A busca do “eu interior” assumiu várias formas, inspirando movimentos preocupados com o autoaperfeiçoamento a partir de um viés utilitarista e também movimentos cujo forte contorno romântico acolhia temas mais complexos envolvendo meio ambiente, direitos humanos e a paz mundial. Movimentos vinculados a concepção do despertar do Potencial Humano ou com o Novo Pensamento Americano possuem grande aceitação principalmente no que toca à preocupação com a ativação de capacidades individuais que permitiram o alcance do sucesso financeiro, profissional e empreendedor. Por outro lado, outras tendências concebem essa busca do “eu sagrado” enquanto via para alcançar o que julgam o equilíbrio da humanidade com o cosmos de maneira que a mudança de consciência e a realização espiritual está, segundo Cristopher Partridge (2005), vinculada a uma nova consciência planetária.
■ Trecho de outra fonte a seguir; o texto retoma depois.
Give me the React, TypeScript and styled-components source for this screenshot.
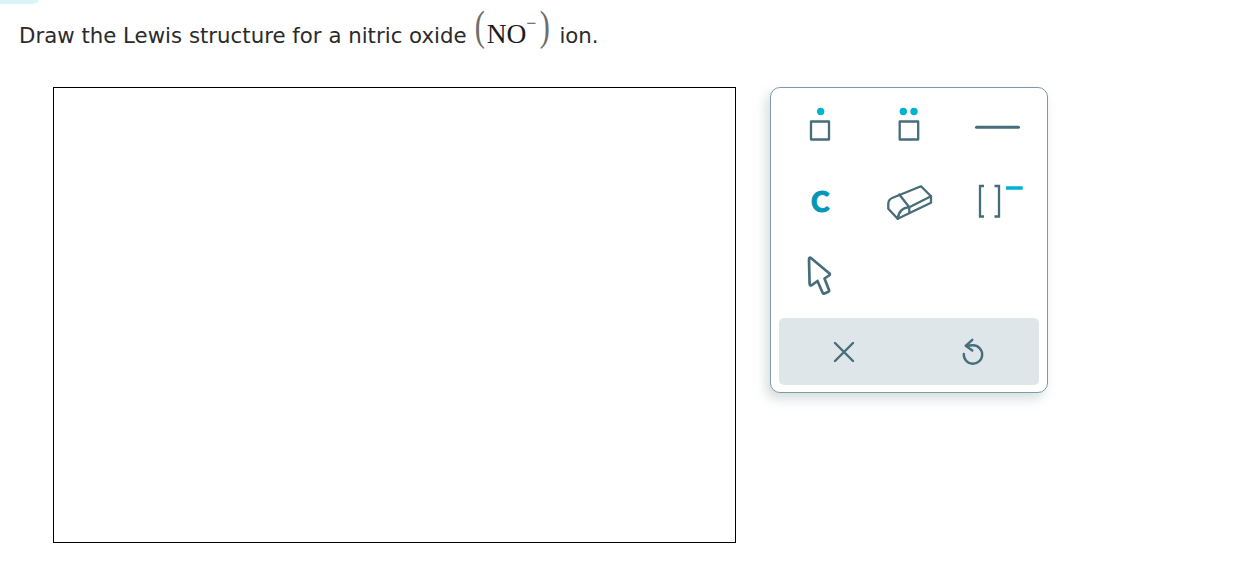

Em ambas as tendências, a transformação da consciência é parte fundamental da experiência espiritual. Ela é a via para o bem-estar individual e coletivo, para a libertação da ignorância do potencial humano inato ou de sua real natureza enquanto ser dotado do sagrado. Para ambas, a realização espiritual não diz respeito apenas a uma realidade pós-morte, mas ao bem-estar aqui e agora. Por essa razão, “a religião do verdadeiro eu” é uma religião que afirma o mundo ao invés de negá-lo4.
A reflexões de Charles Taylor (2007) a respeito do indivíduo na modernidade também lançam luzes sobre a questão religiosa contemporânea e as fontes culturais da espiritualidade. Os estudos do filosofo inglês chama a atenção para a existência de disposições românticas que desde o século XVIII plasmaram uma concepção de indivíduo como aquele sujeito disposto à procura de uma identidade autêntica. Definido por “individualismo expressivista”- em oposição ao “individualismo utilitarista” oriundo principalmente do Iluminismo radical – o sujeito moderno estaria então disposto a uma jornada em busca do “eu autêntico” mais profundo o que implicava, inclusive, a rejeição da concepção racionalista e material (i.e. mensurável) do mundo ou ainda qualquer limite à experiência religiosa que, eventualmente, era relacionado à religião institucional.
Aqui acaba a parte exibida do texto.